> Instruction: In the listing below, find the line with "string; checked?: boolean;", then repeat exactly every line from the top through that one.

> Data block:
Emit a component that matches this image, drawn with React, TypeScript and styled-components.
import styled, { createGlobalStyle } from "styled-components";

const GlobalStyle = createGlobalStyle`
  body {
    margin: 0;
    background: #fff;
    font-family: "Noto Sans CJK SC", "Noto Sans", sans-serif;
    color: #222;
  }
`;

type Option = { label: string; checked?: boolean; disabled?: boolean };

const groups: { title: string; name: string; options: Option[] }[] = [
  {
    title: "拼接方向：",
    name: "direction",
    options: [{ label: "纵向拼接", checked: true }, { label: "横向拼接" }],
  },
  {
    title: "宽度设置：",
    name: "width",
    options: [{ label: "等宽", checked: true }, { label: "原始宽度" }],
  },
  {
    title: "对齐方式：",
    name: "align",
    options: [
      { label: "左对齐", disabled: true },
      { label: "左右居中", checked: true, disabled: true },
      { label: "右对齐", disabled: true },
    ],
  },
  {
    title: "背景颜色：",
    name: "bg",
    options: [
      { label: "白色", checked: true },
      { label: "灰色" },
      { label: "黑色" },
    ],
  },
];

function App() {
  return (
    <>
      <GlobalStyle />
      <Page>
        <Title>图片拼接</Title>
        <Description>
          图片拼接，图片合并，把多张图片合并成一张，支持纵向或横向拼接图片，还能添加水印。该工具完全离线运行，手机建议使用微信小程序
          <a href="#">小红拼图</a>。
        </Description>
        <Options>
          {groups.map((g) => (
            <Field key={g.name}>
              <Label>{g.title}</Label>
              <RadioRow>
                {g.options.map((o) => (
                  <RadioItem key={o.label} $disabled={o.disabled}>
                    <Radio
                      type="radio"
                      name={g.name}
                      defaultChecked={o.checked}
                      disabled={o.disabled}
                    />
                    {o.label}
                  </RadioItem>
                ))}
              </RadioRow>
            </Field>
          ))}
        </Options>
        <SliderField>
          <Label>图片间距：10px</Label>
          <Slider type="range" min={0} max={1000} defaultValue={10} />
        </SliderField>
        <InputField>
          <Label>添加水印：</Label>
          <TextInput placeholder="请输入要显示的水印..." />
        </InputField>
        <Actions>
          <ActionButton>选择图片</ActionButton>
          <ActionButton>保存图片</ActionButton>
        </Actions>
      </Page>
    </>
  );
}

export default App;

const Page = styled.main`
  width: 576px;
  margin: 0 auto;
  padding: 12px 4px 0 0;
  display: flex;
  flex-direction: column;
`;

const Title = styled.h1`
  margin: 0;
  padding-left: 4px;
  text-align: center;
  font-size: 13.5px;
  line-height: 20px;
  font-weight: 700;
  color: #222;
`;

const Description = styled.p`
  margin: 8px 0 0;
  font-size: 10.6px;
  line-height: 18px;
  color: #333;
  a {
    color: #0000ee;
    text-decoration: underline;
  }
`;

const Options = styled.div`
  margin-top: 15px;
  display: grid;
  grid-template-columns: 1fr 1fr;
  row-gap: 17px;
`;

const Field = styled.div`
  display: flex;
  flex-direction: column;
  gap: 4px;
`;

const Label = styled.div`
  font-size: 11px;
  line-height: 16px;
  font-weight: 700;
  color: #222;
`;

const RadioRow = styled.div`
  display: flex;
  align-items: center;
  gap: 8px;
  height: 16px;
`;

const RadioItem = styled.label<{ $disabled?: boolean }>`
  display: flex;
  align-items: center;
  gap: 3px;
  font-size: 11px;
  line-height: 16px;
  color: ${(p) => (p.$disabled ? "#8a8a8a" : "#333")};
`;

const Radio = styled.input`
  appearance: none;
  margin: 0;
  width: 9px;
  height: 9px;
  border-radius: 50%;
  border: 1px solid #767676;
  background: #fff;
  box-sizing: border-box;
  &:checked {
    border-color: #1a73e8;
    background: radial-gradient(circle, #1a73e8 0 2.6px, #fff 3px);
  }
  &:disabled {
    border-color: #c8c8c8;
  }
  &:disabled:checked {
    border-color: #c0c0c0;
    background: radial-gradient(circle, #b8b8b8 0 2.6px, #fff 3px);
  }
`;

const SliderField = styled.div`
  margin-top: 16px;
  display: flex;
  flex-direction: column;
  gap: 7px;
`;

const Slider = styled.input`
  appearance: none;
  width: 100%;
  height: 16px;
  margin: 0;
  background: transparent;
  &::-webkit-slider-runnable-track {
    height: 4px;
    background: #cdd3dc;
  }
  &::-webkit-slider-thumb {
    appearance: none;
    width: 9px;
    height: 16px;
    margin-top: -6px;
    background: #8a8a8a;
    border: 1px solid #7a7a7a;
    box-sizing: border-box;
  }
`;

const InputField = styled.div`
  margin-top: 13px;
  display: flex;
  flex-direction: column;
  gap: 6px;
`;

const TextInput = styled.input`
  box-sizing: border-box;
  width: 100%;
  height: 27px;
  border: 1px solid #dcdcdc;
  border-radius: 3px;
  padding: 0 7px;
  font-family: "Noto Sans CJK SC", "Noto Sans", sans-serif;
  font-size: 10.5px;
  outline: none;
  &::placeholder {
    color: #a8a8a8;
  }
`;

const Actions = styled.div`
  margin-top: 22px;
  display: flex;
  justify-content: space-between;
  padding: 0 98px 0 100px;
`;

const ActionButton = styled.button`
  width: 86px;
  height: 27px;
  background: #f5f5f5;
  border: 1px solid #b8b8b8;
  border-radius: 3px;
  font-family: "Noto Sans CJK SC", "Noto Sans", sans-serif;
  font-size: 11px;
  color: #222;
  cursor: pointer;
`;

> Full answer:
Emit a component that matches this image, drawn with React, TypeScript and styled-components.
import styled, { createGlobalStyle } from "styled-components";

const GlobalStyle = createGlobalStyle`
  body {
    margin: 0;
    background: #fff;
    font-family: "Noto Sans CJK SC", "Noto Sans", sans-serif;
    color: #222;
  }
`;

type Option = { label: string; checked?: boolean; disabled?: boolean };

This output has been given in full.